Kanye West at the 2007 MTV VMAs
(Lionel Hahn/Abaca Press/MCT)

Amidst the fusillade of party footage even the nomination screens got broken into a bee's eye view of several video images showing at once, some with text that scrolled like frantically advancing Atari space invaders. The overall effect was club drug vertigo -- with none of the fun of the club or the drugs. Even the presenters and winners openly disdained the questionable honor of showing up at this hyper-kinetic non-event. Shia LaBeouf and Jamie Foxx put the awards second to a chance to pitch their new movies, as if the only purpose of presenting is to take that moment in the spotlight to advertise your own brand. Tommy Lee and Kid Rock apparently got into a fight off camera and had to be escorted from the venue. That added touch of class was the frosting to what ultimately amounted to pop music's most overblown, over-hyped, and far too sugary cake.

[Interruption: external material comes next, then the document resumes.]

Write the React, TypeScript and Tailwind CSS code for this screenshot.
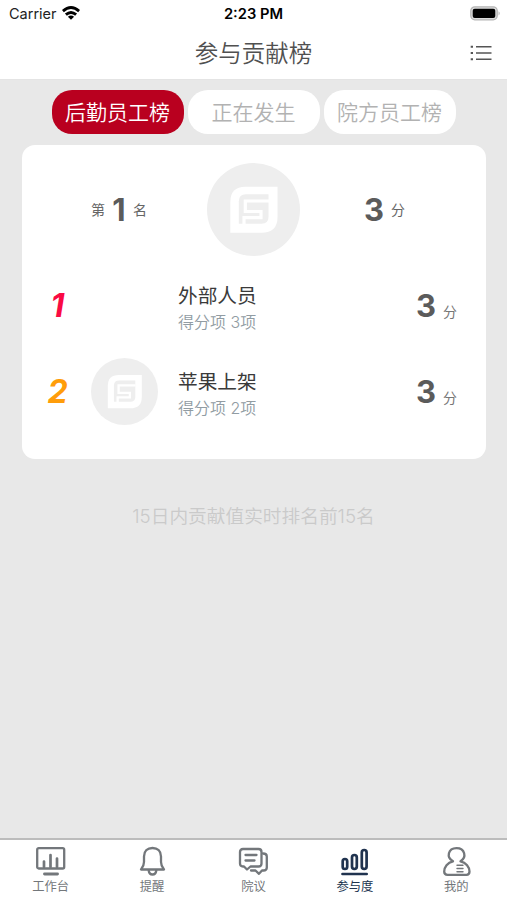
import React from "react";

const CJK = "font-['Inter','Noto_Sans_CJK_SC',sans-serif]";

function Logo({ className }: { className: string }) {
  return (
    <svg viewBox="0 0 93 93" className={className}>
      <circle cx="46.5" cy="46.5" r="46.5" fill="#eeeeee" />
      <path d="M23.300 69.700V39Q23.300 23.700 38.500 23.700H70.500V54Q70.500 69.700 54.500 69.700Z" fill="#ffffff" />
      <path d="M31.800 60.700V38.500Q31.800 31.300 39 31.300H61.500V54Q61.500 60.700 54.500 60.700Z" fill="#eeeeee" />
      <path d="M62 38H38.300V48.500H54V54.700H37V61" fill="none" stroke="#fff" strokeWidth="3.200" />
    </svg>
  );
}

function Wifi() {
  return (
    <svg viewBox="0 0 18 14" className="h-[14px] w-[18px] -translate-y-[1px]" fill="none" stroke="#000" strokeWidth="2.900">
      <path d="M.9 5.100Q9-2 17.100 5.100" />
      <path d="M3.900 8.600Q9 4.200 14.100 8.600" />
      <path d="M9 13.700L5.900 10.700Q9 8.300 12.100 10.700Z" fill="#000" stroke="none" />
    </svg>
  );
}

function Battery() {
  return (
    <svg viewBox="0 0 31 15" className="h-[15px] w-[31px] -translate-y-[1px]">
      <rect x=".8" y=".8" width="26.400" height="13" rx="4" fill="#ddd" stroke="#b5b5b5" strokeWidth="1.300" />
      <rect x="2.700" y="2.700" width="22.600" height="9.200" rx="2" fill="#000" />
      <path d="M28.600 5.200Q30.600 7.300 28.600 9.400Z" fill="#aaa" />
    </svg>
  );
}

function ListIcon() {
  return (
    <svg viewBox="0 0 22 16" className="h-4 w-[22px] -translate-y-[1px]" fill="none" stroke="#555" strokeWidth="1.500">
      <path d="M6 1.700H21.500M6 8H21.500M6 14.300H21.500" />
      <path d="M.7 1.700H3M.7 8H3M.7 14.300H3" strokeWidth="2" />
    </svg>
  );
}

const tabIcons = [
  <>
    <rect x="2.200" y="2.200" width="27" height="20.300" rx="1.500" />
    <path d="M9 21V15.500M15.500 21V9M22 21V12.500" strokeWidth="2.700" />
    <path d="M9.500 28H22.500" strokeWidth="2.900" />
  </>,
  <>
    <path d="M4 23.500H27Q24 20 24 16V10.500C24 5 20.500 2 15.500 2S7 5 7 10.500V16Q7 20 4 23.500Z" />
    <path d="M11.700 24.500Q12.200 28.500 15.500 28.500T19.300 24.500" />
  </>,
  <>
    <path d="M5 3H20.500Q23.500 3 23.500 6V17.500Q23.500 20.500 20.500 20.500H12.500L9 23.500L6 20.500H5Q2 20.500 2 17.500V6Q2 3 5 3Z" />
    <path d="M7.500 9H18.500M7.500 14.500H16.500" />
    <path d="M25 7.500Q28.800 7.500 28.800 10.500V21.500Q28.800 24.500 25.500 24.500H24L21 27.800L17.500 24.500H13" />
  </>,
  <>
    <rect x="3.700" y="13" width="4.500" height="10" rx="2.250" />
    <rect x="13" y="9" width="4.800" height="14" rx="2.400" />
    <rect x="22.800" y="4" width="4.800" height="19" rx="2.400" />
    <path d="M3.500 28H27.700" />
  </>,
  <>
    <path d="M12 15.300C5 11.500 7 2.200 15.500 2.200S26 11.500 19.500 15.300C25 16.500 28.500 21 28.500 25.500Q28.500 28.800 25.500 28.800H6.500Q3.200 28.800 3.200 25.500C3.200 21 6.500 16.500 12 15.300Z" />
    <path d="M16 19.300H22M16 22.500H22M16 25.700H22" strokeWidth="1.400" />
  </>,
];

const tabNames = ["工作台", "提醒", "院议", "参与度", "我的"];

const rows = [
  { rank: 1, name: "外部人员", items: "得分项 3项", score: 3, color: "text-[#fa0a43]", avatar: false },
  { rank: 2, name: "苹果上架", items: "得分项 2项", score: 3, color: "text-[#ff9d0a]", avatar: true },
];

export default function App() {
  return (
    <div className={`flex h-[900px] w-[507px] flex-col overflow-hidden bg-[#e8e8e8] ${CJK}`}>
      <header className="h-[80px] shrink-0 border-b border-[#e4e4e4] bg-white">
        <div className="grid h-7 grid-cols-3 items-center pr-[6px] pl-[9px] text-[14.500px] leading-7">
          <div className="flex items-center gap-[5px] text-[#222]">
            <span>Carrier</span>
            <Wifi />
          </div>
          <span className="-ml-[3px] text-center text-[14.700px] font-semibold text-black">2:23 PM</span>
          <div className="flex justify-end">
            <Battery />
          </div>
        </div>
        <div className="grid h-[51px] grid-cols-[1fr_auto_1fr] items-center px-[15px]">
          <span />
          <h1 className="text-[23.500px] leading-none font-[350] text-[#505050]">参与贡献榜</h1>
          <div className="flex justify-end">
            <ListIcon />
          </div>
        </div>
      </header>

      <main className="flex-1 px-[22px] pt-[10px]">
        <div className="flex justify-center gap-1 text-[21px] leading-none font-[350]">
          <button className="h-11 w-[132px] rounded-[20px] bg-[#b9001f] text-white">后勤员工榜</button>
          <button className="h-11 w-[132px] rounded-[20px] bg-white text-[#b2b2b2]">正在发生</button>
          <button className="h-11 w-[132px] rounded-[20px] bg-white text-[#b2b2b2]">院方员工榜</button>
        </div>

        <section className="mt-[11px] h-[314px] w-[464px] rounded-[13px] bg-white pt-[18px]">
          <div className="mb-[6px] grid grid-cols-[185px_93px_1fr] items-center text-[14px] text-[#666]">
            <div className="flex items-center pl-[69px]">
              <span>第</span>
              <b className="w-[28px] text-center text-[31px] leading-none text-[#5b5b5b]">1</b>
              <span>名</span>
            </div>
            <Logo className="size-[93px]" />
            <div className="flex items-center gap-[7px] pl-[64px]">
              <b className="text-[31px] leading-none font-bold text-[#5b5b5b]">3</b>
              <span>分</span>
            </div>
          </div>
          {rows.map((r) => (
            <div key={r.rank} className="grid h-[86px] grid-cols-[69px_87px_1fr_auto] items-center pr-[29px]">
              <b className={`w-[69px] pt-[2px] pl-[2px] text-center text-[32px] leading-none italic ${r.color}`}>{r.rank}</b>
              <div>{r.avatar && <Logo className="size-[67px]" />}</div>
              <div className="flex flex-col gap-[8px] pt-[6px]">
                <span className="text-[19.700px] leading-[20px] text-[#3a3a3a]">{r.name}</span>
                <span className="text-[16px] leading-[17px] font-[350] text-[#919ca3]">{r.items}</span>
              </div>
              <div className="flex items-center gap-[7px]">
                <b className="text-[31px] leading-none text-[#5b5b5b]">{r.score}</b>
                <span className="mt-[13px] text-[14px] leading-none text-[#777]">分</span>
              </div>
            </div>
          ))}
        </section>
        <p className="mt-[46px] text-center text-[18.700px] leading-6 font-[350] text-[#cacaca]">
          15日内贡献值实时排名前15名
        </p>
      </main>

      <nav className="grid h-[62px] shrink-0 grid-cols-5 border-t-2 border-[#bcbcbc] bg-white">
        {tabNames.map((name, i) => (
          <div
            key={name}
            className={`flex flex-col items-center pt-[6px] ${i === 3 ? "text-[#20334f]" : "text-[#73777b]"}`}
          >
            <svg
              viewBox="0 0 31 31"
              className="size-[31px]"
              fill="none"
              stroke="currentColor"
              strokeWidth={i === 3 ? 2.7 : 2.3}
              strokeLinecap="round"
              strokeLinejoin="round"
            >
              {tabIcons[i]}
            </svg>
            <span className="mt-[2px] text-[12.300px] leading-[15px]">{name}</span>
          </div>
        ))}
      </nav>
    </div>
  );
}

Reviewing the VMA and doing the heavy lifting of inserting a narrative arc onto a collapse of cameos and micro-cut carnage ultimately begs the broader question of why this show even exists. Here, videos are no longer the subject of scrutiny, nor recognized for their art form. Instead, we have awards like the VMA's "Quadruple Threat of the Year", given to the artist best able to cross-market themselves into film and other unrelated product. Perhaps that's the ultimate purpose of the VMA: it's a ceremony to celebrate people who have completed the dehumanization process from artist to brand to mere product. What a sexy graveyard!

Though a nomination for Justice and Peter, Bjorn and John showed that at least someone in the Viacom offices surfs a blog or two, MTV can't possibly be said to be intimately connected to the pulse of American music culture, let alone a music culture that has gone gloriously global. Rather, this is a dying ritual for those of us who'd just like to see performers ace their craft and hear music that connects us to our emotional interiors. As much as I feel cold indifference to his music, I couldn't help but nod along as Timberlake accepted his Quadruple Threat award with the admonition, "I want to challenge MTV to play more videos."